A few weeks later, Hannelore Schwindt, a native German who had married a Texas German, sent a small donation to Chronicles. When she died a year and a half later, her will left the magazine several million dollars.
Aaron was not a regular contributor to Chronicles during the first years after he was hired. He did whatever needed to be done. In this way, he learned everything about publishing the magazine from the ground up.
When Chilton Williamson took over the editorship of Chronicles in 2014, Aaron’s column called “Heresies” appeared more frequently in the magazine. Aaron tried to use the space to write about culture in a magnanimous, uplifting, and optimistic way, Lorrie said.
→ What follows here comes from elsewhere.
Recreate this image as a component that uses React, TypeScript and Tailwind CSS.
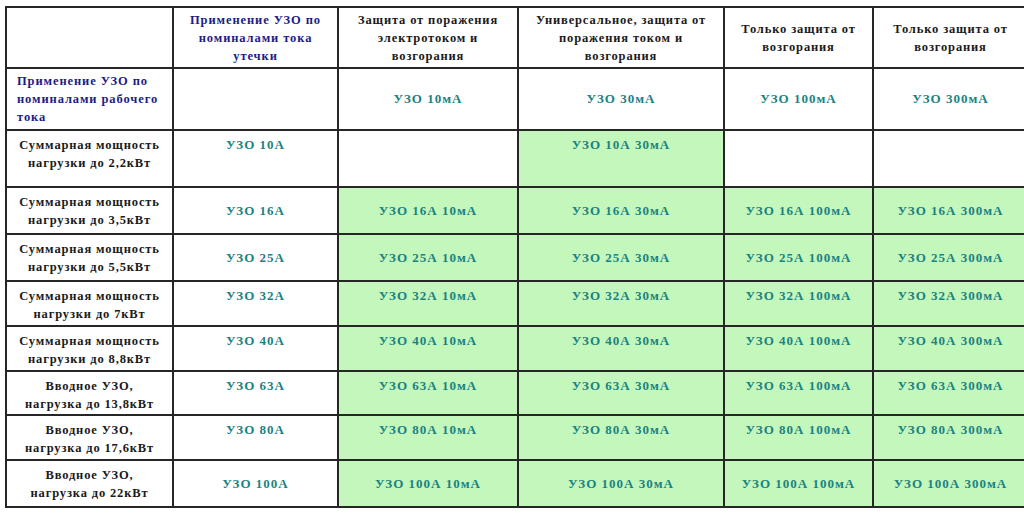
const BLUE = "text-[#1c1c86] tracking-[0.9px]";
const TEAL = "text-[#1b8282] text-[13px] tracking-[1px]";

type Cell = { text?: string; green?: boolean };
type Row = { label: string; h: string; top?: boolean; cells: Cell[] };

const header = [
    "Защита от поражения\nэлектротоком и\nвозгорания",
    "Универсальное, защита от\nпоражения током и\nвозгорания",
    "Только защита от\nвозгорания",
    "Только защита от\nвозгорания",
];

// builds the 4 green cells for one current rating
const greens = (a: string): Cell[] =>
    ["10мА", "30мА", "100мА", "300мА"].map((m) => ({ text: `УЗО ${a} ${m}`, green: true }));

const rows: Row[] = [
    {
        label: "Суммарная мощность\nнагрузки до 2,2кВт",
        h: "h-[57px]",
        top: true,
        cells: [{ text: "УЗО 10А" }, {}, { text: "УЗО 10А 30мА", green: true }, {}, {}],
    },
    { label: "Суммарная мощность\nнагрузки до 3,5кВт", h: "h-[47px]", cells: [{ text: "УЗО 16А" }, ...greens("16А")] },
    { label: "Суммарная мощность\nнагрузки до 5,5кВт", h: "h-[47px]", cells: [{ text: "УЗО 25А" }, ...greens("25А")] },
    {
        label: "Суммарная мощность\nнагрузки до 7кВт",
        h: "h-[45px]",
        top: true,
        cells: [{ text: "УЗО 32А" }, ...greens("32А")],
    },
    {
        label: "Суммарная мощность\nнагрузки до 8,8кВт",
        h: "h-[45px]",
        top: true,
        cells: [{ text: "УЗО 40А" }, ...greens("40А")],
    },
    {
        label: "Вводное УЗО,\nнагрузка до 13,8кВт",
        h: "h-[44px]",
        top: true,
        cells: [{ text: "УЗО 63А" }, ...greens("63А")],
    },
    {
        label: "Вводное УЗО,\nнагрузка до 17,6кВт",
        h: "h-[45px]",
        top: true,
        cells: [{ text: "УЗО 80А" }, ...greens("80А")],
    },
    { label: "Вводное УЗО,\nнагрузка до 22кВт", h: "h-[47px]", cells: [{ text: "УЗО 100А" }, ...greens("100А")] },
];

const td = "border-2 border-[#262626] text-center px-1 whitespace-pre-line";
const black = "tracking-[0.85px]";

export default function App() {
    return (
        <div className="w-[1024px] h-[521px] overflow-hidden bg-white pl-[5px] pt-[6px]">
            <table
                className="border-collapse table-fixed w-[1022px] font-bold text-[12.5px] leading-[18px] text-[#1a1a1a]"
                style={{ fontFamily: '"Liberation Serif", "DejaVu Serif", serif' }}
            >
                <colgroup>
                    <col className="w-[167px]" />
                    <col className="w-[165px]" />
                    <col className="w-[180px]" />
                    <col className="w-[206px]" />
                    <col className="w-[149px]" />
                    <col className="w-[155px]" />
                </colgroup>
                <tbody>
                    <tr className="h-[61px]">
                        <td className={td}></td>
                        <td className={`${td} ${BLUE}`}>{"Применение УЗО по\nноминалами тока\nутечки"}</td>
                        {header.map((h, i) => (
                            <td key={i} className={`${td} ${black}`}>
                                {h}
                            </td>
                        ))}
                    </tr>
                    <tr className="h-[62px]">
                        <td className={`${td} ${BLUE} !text-left !pl-[10px]`}>
                            {"Применение УЗО по\nноминалами рабочего\nтока"}
                        </td>
                        <td className={td}></td>
                        {["УЗО 10мА", "УЗО 30мА", "УЗО 100мА", "УЗО 300мА"].map((t) => (
                            <td key={t} className={`${td} ${TEAL}`}>
                                {t}
                            </td>
                        ))}
                    </tr>
                    {rows.map((row) => (
                        <tr key={row.label} className={row.h}>
                            <td className={`${td} ${black} ${row.top ? "align-top pt-[5px]" : ""}`}>{row.label}</td>
                            {row.cells.map((c, i) => (
                                <td
                                    key={i}
                                    className={`${td} ${TEAL} ${c.green ? "bg-[#c3f7bb]" : ""} ${
                                        row.top ? "align-top pt-[5px]" : ""
                                    }`}
                                >
                                    {c.text}
                                </td>
                            ))}
                        </tr>
                    ))}
                </tbody>
            </table>
        </div>
    );
}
Although he and I had exchanged plenty of emails, I first met Aaron in person in February of this year. The whole Charlemagne Institute team drove from Minneapolis to meet the Chronicles team in Rockford. We spent a day in meetings as well as a long dinner at a local restaurant. All of us were won over by Aaron’s articulate wit, his sense of humor, and the genuine affection that radiated out of him. We all came away with the conviction that this was the man we wanted to work with in the coming decades. He had the right tone and spirit, as well as the gifts. His life was a unity of faith and practice. He was a great role model whom we expected would become a close friend.
The prophet Hosea says that death is a blow. That is what we felt on Monday, April 22nd, when we received the news that Aaron had died. Perhaps staggered might be the better term. He leaves behind a widow and six children. But he also leaves us behind, with the prospect of carrying on without the aid of his joy and optimism.
Aaron always took the long-term view. And so we shall as well. We will continue Chronicles as Aaron would have wanted: happy warriors, defending Western Civilization and its Judeo-Christian values.